Brian T. Maurer
Cell 2 Soul. 2005 Spring; 1(1):a13
Today I am up early; the bedside clock reads 4:30AM.
I suppose it might have been my toe that woke me up. I banged it on the bottom of the pool while swimming at the YMCA last week. It turned black and blue, and it still burns like fire when brushed up against the bed sheets.
In another three hours I will waken my oldest daughter from a fitful sleep. We will load her luggage into the back of my station wagon and drive her across town to catch her ride back to college in Pennsylvania. This is the final semester of her senior year. She'll be graduating in May. She's already started looking for a job, making some preliminary contacts and posting her resume online.
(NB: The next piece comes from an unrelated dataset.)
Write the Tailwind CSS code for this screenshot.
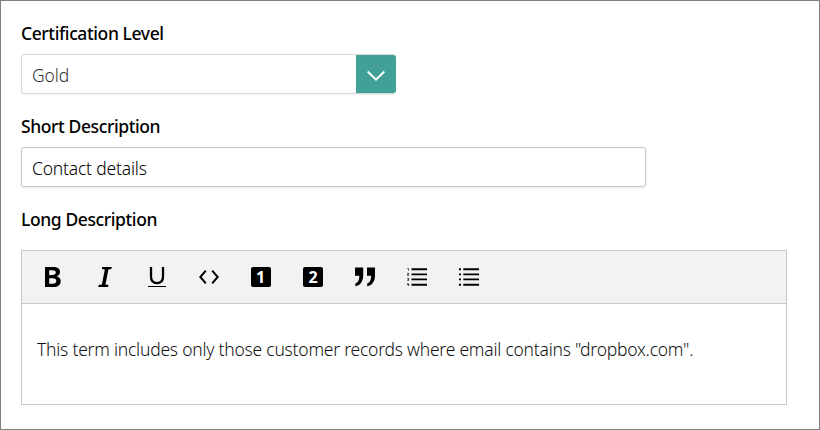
<!DOCTYPE html>
<html lang="en">
<head>
<meta charset="utf-8">
<title>Term details</title>
<script src="https://cdn.jsdelivr.net/npm/@tailwindcss/browser@4"></script>
</head>
<body class="bg-white font-['Noto_Sans','Open_Sans',sans-serif] text-black">
<form class="flex h-[430px] w-[820px] flex-col border border-[#7f7f7f] pt-[21px] pl-5">
  <div class="flex h-[93px] flex-col">
    <label class="h-8 whitespace-nowrap text-[17.5px] leading-[23px] font-medium tracking-[-0.4px]"><span>Certification Level</span></label>
    <div class="flex h-10 w-[375px] rounded-[3px] border border-[#d2d9d8] shadow-[0_1px_2px_rgba(0,0,0,0.06)]">
      <div class="flex-1 pl-2.5 text-[17.5px] leading-[40px] font-light tracking-[-0.1px] text-[#333]"><span>Gold</span></div>
      <button type="button" aria-label="Open" class="-mr-px flex w-10 items-center justify-center rounded-r-[3px] bg-[#42a196]">
        <svg class="mt-[3px] h-3 w-5" viewBox="0 0 20 12" fill="none" stroke="white" stroke-width="2"><path d="M1.7 1.5L10 9.7L18.3 1.5"/></svg>
      </button>
    </div>
  </div>
  <div class="flex h-[93px] flex-col">
    <label class="h-8 whitespace-nowrap text-[17.5px] leading-[23px] font-medium tracking-[-0.4px]"><span>Short Description</span></label>
    <div class="h-10 w-[625px] rounded-[3px] border border-[#c8c8c8] pl-2.5 text-[17.5px] leading-[40px] font-light tracking-[-0.2px] shadow-[0_1px_3px_rgba(0,0,0,0.10)]"><span>Contact details</span></div>
  </div>
  <label class="h-[42px] whitespace-nowrap text-[17.5px] leading-[23px] font-medium tracking-[-0.4px]"><span>Long Description</span></label>
  <div class="flex h-[155px] w-[766px] flex-col border border-[#c8c8c8]">
    <div class="flex h-[53px] items-center gap-8 border-b border-[#c8c8c8] bg-[#f2f2f0] pl-[21px]">
      <svg class="size-5" viewBox="0 0 20 20"><path fill-rule="evenodd" d="M2 0H10C14.6 0 17 1.7 17 5C17 7.3 15.8 8.9 13.7 9.4C16.3 9.9 17.7 11.5 17.7 14.2C17.7 18 14.9 20 10.4 20H2ZM6.2 3.3V8H9.4C11.7 8 12.8 7.1 12.8 5.5C12.8 4 11.7 3.3 9.3 3.3ZM6.2 11.3V16.7H9.8C12.2 16.7 13.3 15.7 13.3 13.9C13.3 12.1 12.1 11.3 9.6 11.3Z"/></svg>
      <svg class="size-5" viewBox="0 0 20 20"><path d="M7.3 0H16.8L16.3 2L13.4 2.5L10.5 17.5L13.5 18L13 20H3.2L3.7 18L6.9 17.5L9.8 2.5L6.9 2Z"/></svg>
      <svg class="size-5" viewBox="0 0 20 20"><path d="M4 0V9.5C4 14 6.2 16.1 10 16.1C13.8 16.1 16 14 16 9.5V0" fill="none" stroke="black" stroke-width="2.3"/><path d="M1 19H19V20H1Z"/></svg>
      <svg class="size-5" viewBox="0 0 20 20" fill="none" stroke="black" stroke-width="2"><path d="M6.8 3.7L1.3 10L6.8 16.3M13.2 3.7L18.7 10L13.2 16.3"/></svg>
      <span class="flex size-5 items-center justify-center rounded-[2px] bg-black pr-px text-[16px] leading-5 font-bold text-white">1</span>
      <span class="flex size-5 items-center justify-center rounded-[2px] bg-black text-[16px] leading-5 font-bold text-white">2</span>
      <svg class="size-5" viewBox="0 0 20 20"><path d="M0 0.4H8.2V8C8.2 14.4 5.7 18.2 0.4 19.2V16.5C3.1 15.5 4.3 13.2 4.3 8.8H0Z"/><path d="M12 0.4H20V8C20 14.4 17.5 18.2 12.2 19.2V16.5C14.9 15.5 16.1 13.2 16.1 8.8H12Z"/></svg>
      <svg class="size-5" viewBox="0 0 20 20"><path d="M4.5 1.3H20V3.3H4.5ZM4.5 6.5H20V8.3H4.5ZM4.5 11.5H20V13.3H4.5ZM4.5 16.7H20V18.7H4.5Z"/><path d="M.3 1.5H1.5V3.6M.3 6.3H1.7V7.2H.5V8.4H2M.3 11.3H1.7V13.4H.3M.7 12.3H1.7M.5 16.3V17.7H2M1.6 16.5V19" fill="none" stroke="#222" stroke-width=".8"/></svg>
      <svg class="size-5" viewBox="0 0 20 20"><path d="M4.3 1.3H20V3.3H4.3ZM4.3 6.5H20V8.3H4.3ZM4.3 11.5H20V13.3H4.3ZM4.3 16.7H20V18.7H4.3ZM0 1.3H2V3.3H0ZM0 6.5H2V8.3H0ZM0 11.5H2V13.3H0ZM0 16.7H2V18.7H0Z"/></svg>
    </div>
    <div class="pt-[33px] pl-[15px] text-[17.5px] leading-6 font-light tracking-[-0.23px] whitespace-nowrap text-[#111]"><span>This term includes only those customer records where email contains "dropbox.com".</span></div>
  </div>
</form>
</body>
</html>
We can all tell when it's time for her to return to school. Suddenly she gets easily upset. Little things bother her, and tempers flare. "Has anyone seen my black slacks? I can't find them anywhere! Emily, did you take them? Where is my blue CD case? Did you move it when you cleaned, Mom? Of course I need it now! I borrowed those CD's from friends, and I have to give them back." She storms through the house, working herself up into a fit of frenzy.
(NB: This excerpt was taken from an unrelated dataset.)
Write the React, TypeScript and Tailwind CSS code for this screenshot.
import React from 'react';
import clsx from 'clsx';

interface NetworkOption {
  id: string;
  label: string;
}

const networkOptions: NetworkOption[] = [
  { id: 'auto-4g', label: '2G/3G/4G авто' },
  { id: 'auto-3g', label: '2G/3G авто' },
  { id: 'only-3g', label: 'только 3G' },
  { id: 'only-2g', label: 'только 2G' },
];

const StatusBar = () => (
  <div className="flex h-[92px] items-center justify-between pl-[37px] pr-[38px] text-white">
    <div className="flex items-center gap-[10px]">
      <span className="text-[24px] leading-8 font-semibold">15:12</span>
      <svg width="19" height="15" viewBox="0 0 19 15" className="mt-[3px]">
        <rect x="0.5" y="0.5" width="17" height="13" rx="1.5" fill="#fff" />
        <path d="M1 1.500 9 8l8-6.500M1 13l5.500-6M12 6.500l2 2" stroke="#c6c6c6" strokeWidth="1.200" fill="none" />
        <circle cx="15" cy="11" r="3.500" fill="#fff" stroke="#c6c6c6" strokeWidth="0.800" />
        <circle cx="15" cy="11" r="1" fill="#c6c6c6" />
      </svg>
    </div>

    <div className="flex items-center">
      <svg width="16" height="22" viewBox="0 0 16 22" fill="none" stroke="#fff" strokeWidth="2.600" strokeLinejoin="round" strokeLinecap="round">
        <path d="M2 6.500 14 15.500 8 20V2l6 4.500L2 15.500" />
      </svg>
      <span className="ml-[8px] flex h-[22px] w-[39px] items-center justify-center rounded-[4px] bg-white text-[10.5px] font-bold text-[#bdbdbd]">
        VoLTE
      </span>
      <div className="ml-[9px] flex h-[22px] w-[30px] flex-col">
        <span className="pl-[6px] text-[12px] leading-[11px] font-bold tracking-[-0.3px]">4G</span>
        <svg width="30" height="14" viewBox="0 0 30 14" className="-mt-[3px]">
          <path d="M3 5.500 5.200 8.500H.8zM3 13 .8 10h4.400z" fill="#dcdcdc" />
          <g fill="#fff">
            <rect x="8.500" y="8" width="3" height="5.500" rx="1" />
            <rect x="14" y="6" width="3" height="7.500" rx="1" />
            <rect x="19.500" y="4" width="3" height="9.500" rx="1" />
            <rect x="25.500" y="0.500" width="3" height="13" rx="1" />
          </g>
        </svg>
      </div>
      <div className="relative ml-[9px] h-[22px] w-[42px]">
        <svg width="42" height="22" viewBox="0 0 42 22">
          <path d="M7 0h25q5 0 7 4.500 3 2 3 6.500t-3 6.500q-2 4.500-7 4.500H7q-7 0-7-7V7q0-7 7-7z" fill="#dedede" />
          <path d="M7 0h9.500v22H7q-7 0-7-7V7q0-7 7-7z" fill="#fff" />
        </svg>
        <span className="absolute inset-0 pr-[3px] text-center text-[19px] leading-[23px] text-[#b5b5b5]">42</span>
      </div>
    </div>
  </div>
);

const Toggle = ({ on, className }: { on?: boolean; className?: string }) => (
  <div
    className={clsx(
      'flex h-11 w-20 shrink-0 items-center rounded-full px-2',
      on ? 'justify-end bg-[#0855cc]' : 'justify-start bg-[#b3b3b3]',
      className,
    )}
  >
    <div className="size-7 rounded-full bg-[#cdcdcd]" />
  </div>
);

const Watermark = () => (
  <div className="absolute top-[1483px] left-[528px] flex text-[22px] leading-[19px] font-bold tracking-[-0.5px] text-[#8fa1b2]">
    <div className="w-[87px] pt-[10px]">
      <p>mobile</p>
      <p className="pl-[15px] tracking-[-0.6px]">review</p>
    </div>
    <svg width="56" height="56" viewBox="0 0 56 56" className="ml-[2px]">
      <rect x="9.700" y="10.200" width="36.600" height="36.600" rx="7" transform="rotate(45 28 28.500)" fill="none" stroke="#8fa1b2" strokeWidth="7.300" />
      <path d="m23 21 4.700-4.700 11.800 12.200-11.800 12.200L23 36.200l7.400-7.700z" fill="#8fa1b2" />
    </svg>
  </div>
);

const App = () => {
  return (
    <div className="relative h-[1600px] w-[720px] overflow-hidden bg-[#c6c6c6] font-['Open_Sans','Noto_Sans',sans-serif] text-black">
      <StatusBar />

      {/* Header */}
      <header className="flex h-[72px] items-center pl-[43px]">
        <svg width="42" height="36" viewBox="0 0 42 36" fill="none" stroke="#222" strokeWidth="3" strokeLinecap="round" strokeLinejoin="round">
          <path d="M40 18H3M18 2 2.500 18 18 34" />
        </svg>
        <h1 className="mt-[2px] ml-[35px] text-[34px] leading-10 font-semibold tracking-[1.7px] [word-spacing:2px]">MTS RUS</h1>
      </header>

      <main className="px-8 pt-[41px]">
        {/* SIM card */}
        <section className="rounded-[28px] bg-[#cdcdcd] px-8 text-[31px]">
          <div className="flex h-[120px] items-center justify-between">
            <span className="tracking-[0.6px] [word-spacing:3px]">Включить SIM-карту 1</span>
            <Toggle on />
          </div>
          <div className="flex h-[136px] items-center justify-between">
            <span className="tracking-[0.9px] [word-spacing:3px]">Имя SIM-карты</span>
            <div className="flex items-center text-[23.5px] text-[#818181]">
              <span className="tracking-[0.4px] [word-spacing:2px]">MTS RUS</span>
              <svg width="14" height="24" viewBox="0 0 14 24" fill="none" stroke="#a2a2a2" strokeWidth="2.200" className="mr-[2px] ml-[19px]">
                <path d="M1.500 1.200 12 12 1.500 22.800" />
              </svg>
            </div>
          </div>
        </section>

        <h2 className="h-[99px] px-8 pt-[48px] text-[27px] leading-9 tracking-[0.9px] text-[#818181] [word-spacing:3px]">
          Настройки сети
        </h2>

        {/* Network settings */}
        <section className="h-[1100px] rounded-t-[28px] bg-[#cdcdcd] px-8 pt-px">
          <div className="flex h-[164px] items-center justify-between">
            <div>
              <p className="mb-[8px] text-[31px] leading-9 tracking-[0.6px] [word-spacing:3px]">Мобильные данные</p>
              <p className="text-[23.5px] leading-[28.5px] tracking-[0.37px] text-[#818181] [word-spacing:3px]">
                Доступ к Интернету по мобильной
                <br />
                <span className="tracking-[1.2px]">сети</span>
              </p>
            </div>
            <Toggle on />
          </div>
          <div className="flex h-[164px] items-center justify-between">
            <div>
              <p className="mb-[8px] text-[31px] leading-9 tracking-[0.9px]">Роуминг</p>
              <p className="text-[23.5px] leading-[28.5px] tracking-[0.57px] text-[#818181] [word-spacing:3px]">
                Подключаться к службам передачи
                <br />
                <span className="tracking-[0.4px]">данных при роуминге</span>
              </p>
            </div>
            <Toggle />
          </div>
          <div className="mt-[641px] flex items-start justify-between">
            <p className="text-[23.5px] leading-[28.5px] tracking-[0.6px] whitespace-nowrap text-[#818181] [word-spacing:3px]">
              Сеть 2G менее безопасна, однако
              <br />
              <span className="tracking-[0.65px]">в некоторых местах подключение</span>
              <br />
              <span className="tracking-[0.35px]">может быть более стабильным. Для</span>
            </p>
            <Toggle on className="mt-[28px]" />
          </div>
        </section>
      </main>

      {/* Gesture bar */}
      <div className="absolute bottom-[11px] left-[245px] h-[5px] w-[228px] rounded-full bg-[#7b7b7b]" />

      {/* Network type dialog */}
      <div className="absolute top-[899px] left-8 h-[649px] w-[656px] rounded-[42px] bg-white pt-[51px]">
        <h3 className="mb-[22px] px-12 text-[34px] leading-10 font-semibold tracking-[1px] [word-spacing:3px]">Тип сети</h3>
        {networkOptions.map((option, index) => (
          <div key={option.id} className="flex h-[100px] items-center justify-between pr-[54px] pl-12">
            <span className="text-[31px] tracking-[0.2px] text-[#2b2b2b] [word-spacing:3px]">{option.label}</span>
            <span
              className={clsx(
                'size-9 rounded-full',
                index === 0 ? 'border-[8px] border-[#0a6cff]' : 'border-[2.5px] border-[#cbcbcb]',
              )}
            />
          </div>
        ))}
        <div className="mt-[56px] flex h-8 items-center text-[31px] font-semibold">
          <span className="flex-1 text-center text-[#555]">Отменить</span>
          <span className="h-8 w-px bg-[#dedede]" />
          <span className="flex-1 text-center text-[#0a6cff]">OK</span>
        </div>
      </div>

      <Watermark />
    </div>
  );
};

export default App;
A few hours from now, when I drop her off to catch her ride, she will hug me and there will be tears in her eyes. For her, transitions don't come easy.
Our only granddaughter came over yesterday morning for a visit. We gave her the presents that had accumulated under the tree over the Christmas holiday. We told her they were for her birthday, which we had missed this year as well. Since her mother got married last summer and moved away to Long Island, we don't see them that much anymore. Necessary losses, I suppose. Still, they aren't easy to take.
Tomorrow morning the wife of a good friend will go to the hospital for a mastectomy. Her doctors gave her a choice: have the procedure and be done with it, or a lumpectomy followed by chemotherapy or radiation. The cancer hasn't metastasized as yet; a mastectomy would be curative. So she negotiated a trade: one breast for her life. A necessary loss--but one not easy to bear.
Our lives are full of comings and goings. For each thing we try to hang on to, we are forced to give something else up. Necessary losses, to be sure; but no one ever said they were easy to handle.
Now that I think of it, perhaps it wasn't my toe that woke me up this morning after all. It may have been a different kind of pain. The sort of pain that comes from anticipating a necessary loss, one that still waits in the morning wings.